■ Direction
Your task is to copy each line that has the word "index".

◆ ◆ ◆

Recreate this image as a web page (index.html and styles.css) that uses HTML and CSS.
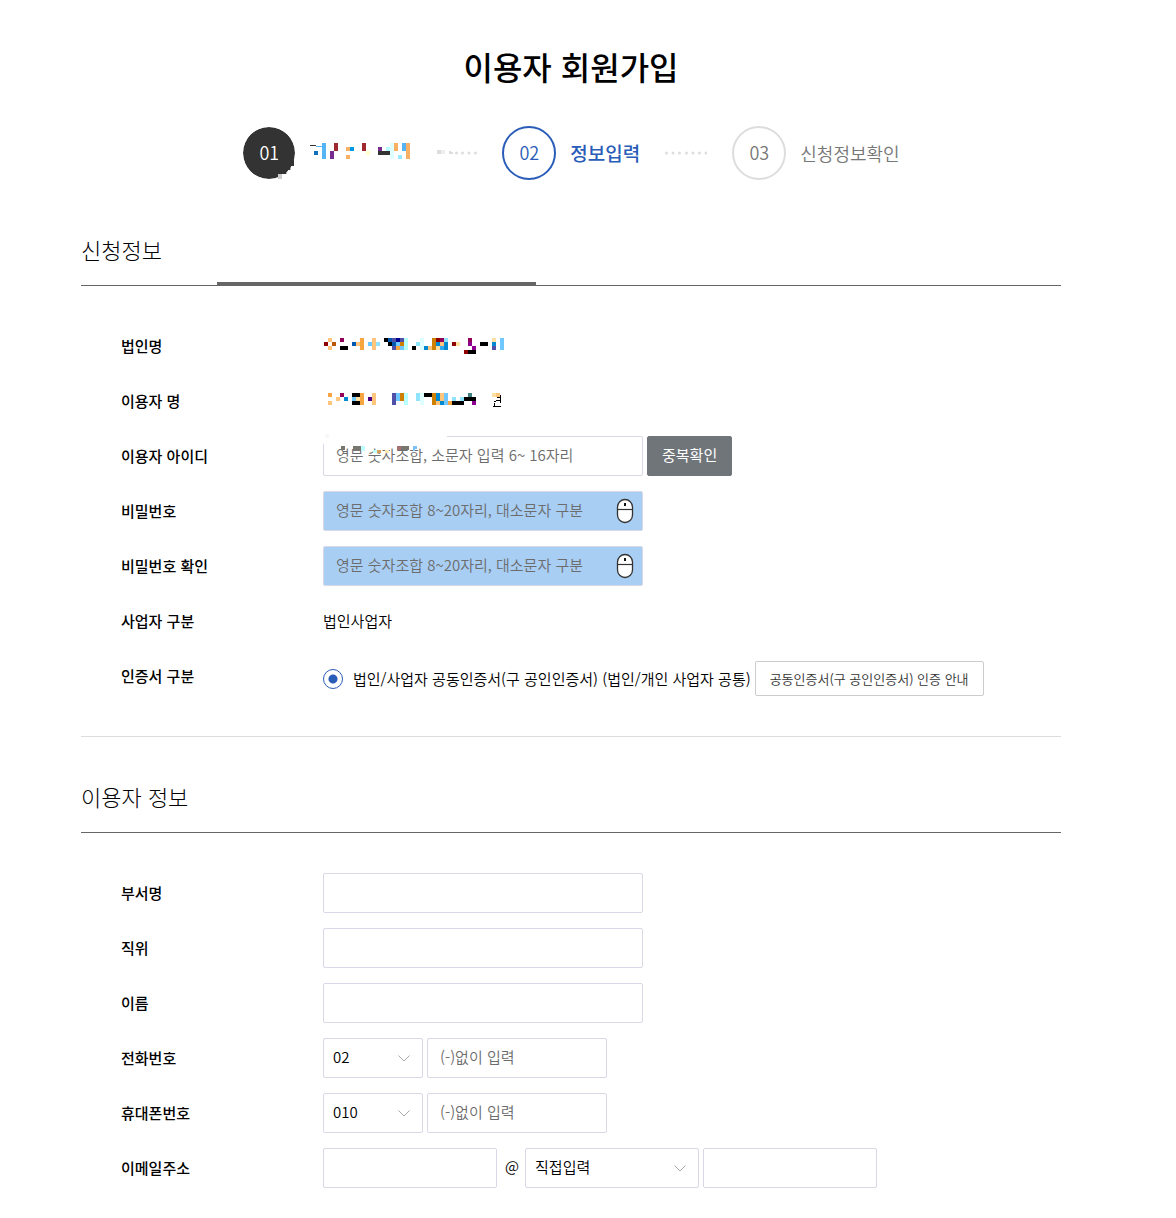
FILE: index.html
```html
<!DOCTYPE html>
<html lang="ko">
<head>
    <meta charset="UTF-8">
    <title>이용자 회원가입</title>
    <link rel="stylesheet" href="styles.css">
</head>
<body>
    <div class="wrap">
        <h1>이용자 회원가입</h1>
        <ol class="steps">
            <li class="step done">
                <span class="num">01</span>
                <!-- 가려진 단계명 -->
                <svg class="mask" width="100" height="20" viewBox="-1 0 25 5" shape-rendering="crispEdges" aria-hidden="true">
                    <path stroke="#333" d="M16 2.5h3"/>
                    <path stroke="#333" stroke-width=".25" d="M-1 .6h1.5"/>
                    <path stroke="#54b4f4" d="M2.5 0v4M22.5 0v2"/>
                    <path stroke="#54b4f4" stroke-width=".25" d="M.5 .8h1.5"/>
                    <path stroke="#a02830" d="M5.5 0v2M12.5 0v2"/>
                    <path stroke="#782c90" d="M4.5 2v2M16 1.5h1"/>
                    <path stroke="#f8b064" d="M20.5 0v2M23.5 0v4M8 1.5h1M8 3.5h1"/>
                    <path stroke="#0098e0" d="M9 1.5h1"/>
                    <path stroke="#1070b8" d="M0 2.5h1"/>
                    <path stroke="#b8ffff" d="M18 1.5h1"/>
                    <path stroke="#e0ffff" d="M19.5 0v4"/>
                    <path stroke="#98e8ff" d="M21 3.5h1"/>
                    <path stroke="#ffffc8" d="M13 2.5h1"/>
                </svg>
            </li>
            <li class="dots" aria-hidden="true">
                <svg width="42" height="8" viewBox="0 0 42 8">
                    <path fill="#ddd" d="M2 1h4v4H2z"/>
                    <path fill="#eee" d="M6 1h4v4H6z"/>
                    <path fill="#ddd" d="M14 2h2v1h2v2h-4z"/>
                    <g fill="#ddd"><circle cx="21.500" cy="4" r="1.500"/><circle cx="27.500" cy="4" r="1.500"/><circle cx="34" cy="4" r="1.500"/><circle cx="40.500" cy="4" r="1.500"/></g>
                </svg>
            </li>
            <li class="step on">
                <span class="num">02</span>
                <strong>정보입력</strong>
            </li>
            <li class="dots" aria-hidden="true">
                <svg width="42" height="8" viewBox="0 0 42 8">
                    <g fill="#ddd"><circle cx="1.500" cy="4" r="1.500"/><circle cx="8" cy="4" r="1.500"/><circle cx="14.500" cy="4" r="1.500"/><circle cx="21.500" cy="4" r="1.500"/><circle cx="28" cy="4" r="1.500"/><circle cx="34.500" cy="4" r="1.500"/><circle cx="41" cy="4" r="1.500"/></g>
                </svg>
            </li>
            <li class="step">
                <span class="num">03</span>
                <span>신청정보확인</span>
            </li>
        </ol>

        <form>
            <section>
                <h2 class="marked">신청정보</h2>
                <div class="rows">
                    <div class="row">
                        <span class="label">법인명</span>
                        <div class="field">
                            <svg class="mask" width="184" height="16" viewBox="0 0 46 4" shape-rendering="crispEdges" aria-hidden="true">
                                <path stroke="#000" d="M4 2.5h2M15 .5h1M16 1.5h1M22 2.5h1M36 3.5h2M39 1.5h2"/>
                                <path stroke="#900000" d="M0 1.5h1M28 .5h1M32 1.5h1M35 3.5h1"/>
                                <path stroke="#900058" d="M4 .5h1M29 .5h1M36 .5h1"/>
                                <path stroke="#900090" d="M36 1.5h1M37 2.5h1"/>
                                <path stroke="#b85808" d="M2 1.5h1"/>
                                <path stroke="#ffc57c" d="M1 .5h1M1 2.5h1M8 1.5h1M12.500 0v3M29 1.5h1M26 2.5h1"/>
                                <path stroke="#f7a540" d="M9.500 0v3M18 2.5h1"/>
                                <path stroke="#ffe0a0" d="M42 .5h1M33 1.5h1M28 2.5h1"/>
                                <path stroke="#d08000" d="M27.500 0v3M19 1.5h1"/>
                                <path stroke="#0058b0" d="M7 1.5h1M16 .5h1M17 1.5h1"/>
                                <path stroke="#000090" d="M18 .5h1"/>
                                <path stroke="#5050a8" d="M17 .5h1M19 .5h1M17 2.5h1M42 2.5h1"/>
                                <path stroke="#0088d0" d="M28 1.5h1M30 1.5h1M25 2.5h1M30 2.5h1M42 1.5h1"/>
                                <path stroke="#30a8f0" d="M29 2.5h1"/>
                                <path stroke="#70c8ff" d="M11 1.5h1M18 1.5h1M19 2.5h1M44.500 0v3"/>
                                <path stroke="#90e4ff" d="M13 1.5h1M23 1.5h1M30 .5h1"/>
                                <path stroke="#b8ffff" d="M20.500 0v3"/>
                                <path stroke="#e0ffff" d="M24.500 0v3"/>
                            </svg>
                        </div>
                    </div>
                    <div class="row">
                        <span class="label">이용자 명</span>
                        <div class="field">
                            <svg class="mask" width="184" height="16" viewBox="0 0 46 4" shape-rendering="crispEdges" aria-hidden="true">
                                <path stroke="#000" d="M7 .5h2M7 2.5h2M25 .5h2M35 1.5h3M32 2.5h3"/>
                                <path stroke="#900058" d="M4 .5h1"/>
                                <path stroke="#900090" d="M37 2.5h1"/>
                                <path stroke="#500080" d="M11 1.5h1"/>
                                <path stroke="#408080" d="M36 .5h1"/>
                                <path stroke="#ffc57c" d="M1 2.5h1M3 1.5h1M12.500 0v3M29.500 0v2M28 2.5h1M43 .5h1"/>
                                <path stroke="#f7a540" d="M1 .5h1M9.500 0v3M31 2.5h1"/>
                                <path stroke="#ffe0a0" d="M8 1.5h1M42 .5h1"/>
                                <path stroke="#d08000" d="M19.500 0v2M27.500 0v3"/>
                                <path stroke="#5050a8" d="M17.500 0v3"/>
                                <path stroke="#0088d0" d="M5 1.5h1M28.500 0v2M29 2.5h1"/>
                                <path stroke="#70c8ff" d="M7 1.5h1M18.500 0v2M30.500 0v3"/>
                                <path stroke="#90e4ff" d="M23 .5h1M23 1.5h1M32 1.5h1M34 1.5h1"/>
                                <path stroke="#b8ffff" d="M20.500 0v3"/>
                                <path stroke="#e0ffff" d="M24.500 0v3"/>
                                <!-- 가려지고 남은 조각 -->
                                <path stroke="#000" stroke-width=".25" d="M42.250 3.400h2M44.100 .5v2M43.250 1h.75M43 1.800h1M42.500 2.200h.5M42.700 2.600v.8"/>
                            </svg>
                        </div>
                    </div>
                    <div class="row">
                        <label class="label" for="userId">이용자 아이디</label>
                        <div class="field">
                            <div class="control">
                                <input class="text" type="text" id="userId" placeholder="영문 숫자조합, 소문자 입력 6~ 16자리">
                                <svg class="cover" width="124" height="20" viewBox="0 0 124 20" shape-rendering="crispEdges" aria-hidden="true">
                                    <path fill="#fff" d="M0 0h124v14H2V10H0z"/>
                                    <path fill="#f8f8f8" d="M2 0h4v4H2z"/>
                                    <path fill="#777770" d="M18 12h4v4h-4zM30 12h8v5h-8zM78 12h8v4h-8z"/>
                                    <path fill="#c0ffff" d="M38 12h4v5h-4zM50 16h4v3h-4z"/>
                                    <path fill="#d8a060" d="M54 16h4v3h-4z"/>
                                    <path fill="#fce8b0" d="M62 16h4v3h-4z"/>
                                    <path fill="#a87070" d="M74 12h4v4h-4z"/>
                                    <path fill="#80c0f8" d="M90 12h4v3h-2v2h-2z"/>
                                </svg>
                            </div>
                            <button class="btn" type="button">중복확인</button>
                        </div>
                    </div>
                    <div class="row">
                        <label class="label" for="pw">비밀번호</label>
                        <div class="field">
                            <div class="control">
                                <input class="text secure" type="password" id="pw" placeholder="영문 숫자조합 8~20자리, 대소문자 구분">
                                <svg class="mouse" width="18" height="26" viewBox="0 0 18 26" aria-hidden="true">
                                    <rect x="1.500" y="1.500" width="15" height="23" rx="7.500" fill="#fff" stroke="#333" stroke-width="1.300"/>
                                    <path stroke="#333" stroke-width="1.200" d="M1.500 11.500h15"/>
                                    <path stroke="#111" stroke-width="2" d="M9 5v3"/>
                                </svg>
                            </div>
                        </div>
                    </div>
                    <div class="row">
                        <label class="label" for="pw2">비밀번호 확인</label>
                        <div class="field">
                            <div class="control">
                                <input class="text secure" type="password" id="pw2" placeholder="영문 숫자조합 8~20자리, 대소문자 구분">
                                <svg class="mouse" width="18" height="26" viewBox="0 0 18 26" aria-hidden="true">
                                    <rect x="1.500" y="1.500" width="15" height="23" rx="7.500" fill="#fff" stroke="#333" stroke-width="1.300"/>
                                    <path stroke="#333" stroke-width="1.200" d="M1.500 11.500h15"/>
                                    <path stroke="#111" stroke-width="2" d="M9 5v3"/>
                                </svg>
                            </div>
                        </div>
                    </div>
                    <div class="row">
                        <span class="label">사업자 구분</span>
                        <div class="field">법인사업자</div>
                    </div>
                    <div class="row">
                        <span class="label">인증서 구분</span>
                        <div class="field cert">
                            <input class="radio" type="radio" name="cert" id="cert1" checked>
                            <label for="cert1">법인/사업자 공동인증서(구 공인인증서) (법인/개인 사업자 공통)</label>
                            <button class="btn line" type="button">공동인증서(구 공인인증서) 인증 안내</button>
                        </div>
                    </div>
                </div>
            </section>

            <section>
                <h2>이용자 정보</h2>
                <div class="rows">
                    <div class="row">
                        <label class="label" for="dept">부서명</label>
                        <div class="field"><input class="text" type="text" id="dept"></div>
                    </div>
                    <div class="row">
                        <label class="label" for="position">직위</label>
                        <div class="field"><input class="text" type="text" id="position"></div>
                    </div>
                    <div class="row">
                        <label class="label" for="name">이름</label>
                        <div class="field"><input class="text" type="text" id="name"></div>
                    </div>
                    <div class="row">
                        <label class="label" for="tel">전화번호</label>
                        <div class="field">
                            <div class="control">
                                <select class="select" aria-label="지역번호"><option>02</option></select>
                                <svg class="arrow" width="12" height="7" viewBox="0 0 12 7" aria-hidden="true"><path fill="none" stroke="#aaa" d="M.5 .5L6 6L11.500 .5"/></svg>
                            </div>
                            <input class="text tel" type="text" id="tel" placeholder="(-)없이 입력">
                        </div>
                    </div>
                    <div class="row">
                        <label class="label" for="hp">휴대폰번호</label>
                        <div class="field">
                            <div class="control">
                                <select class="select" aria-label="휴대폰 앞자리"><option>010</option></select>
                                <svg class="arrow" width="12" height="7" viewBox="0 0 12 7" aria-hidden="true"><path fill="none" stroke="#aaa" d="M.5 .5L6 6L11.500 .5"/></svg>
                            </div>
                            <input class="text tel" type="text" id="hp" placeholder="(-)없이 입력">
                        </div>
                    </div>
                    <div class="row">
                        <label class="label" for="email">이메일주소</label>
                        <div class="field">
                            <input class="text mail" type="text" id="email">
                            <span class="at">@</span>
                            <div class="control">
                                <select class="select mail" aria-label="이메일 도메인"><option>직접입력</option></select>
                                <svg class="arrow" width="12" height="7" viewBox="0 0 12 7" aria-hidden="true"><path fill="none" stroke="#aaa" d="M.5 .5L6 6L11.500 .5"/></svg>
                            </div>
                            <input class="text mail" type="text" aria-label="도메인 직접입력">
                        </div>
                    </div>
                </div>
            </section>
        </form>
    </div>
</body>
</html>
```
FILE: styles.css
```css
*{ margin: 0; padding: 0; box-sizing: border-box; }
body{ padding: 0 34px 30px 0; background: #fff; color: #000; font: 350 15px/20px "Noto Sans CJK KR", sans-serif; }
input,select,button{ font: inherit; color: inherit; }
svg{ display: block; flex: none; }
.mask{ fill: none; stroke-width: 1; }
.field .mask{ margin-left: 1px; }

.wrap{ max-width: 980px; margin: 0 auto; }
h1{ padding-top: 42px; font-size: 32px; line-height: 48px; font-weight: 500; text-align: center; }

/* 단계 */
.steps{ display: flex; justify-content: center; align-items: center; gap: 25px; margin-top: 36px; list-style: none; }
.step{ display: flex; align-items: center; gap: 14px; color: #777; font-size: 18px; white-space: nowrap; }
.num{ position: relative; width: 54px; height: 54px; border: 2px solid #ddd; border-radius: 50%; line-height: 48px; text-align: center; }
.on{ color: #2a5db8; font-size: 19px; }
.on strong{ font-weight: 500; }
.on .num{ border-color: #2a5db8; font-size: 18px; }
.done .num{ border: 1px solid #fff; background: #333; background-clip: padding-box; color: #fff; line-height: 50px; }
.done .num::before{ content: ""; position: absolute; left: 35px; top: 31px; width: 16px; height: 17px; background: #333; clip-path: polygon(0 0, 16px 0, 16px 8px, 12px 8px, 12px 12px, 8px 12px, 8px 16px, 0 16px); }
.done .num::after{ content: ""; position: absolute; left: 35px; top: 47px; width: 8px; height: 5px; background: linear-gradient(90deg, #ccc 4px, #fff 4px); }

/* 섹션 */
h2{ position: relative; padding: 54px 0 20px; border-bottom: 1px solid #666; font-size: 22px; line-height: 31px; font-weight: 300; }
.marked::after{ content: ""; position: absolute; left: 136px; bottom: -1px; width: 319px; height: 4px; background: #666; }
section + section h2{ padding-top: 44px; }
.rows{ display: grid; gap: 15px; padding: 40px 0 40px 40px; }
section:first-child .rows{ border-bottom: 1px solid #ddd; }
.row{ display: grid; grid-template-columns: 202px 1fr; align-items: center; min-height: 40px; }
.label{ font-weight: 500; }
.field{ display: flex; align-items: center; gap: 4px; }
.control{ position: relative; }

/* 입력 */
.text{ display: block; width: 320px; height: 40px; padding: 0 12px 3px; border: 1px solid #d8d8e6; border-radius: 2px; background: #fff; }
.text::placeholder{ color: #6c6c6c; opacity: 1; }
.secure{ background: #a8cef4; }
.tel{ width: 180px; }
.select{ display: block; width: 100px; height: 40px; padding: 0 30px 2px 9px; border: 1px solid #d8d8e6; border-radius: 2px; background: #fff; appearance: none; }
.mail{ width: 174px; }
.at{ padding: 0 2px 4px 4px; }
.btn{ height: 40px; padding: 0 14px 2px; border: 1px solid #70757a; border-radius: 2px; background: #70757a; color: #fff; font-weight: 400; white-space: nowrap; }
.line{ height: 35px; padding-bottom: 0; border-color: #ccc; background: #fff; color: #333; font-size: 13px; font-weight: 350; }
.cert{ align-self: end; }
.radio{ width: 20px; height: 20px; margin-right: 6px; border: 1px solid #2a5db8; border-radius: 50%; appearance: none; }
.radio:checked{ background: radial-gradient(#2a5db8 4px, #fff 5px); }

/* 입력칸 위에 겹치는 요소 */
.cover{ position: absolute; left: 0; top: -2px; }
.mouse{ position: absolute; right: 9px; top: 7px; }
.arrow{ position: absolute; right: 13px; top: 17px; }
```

◆ ◆ ◆

■ Task solution
Recreate this image as a web page (index.html and styles.css) that uses HTML and CSS.
FILE: index.html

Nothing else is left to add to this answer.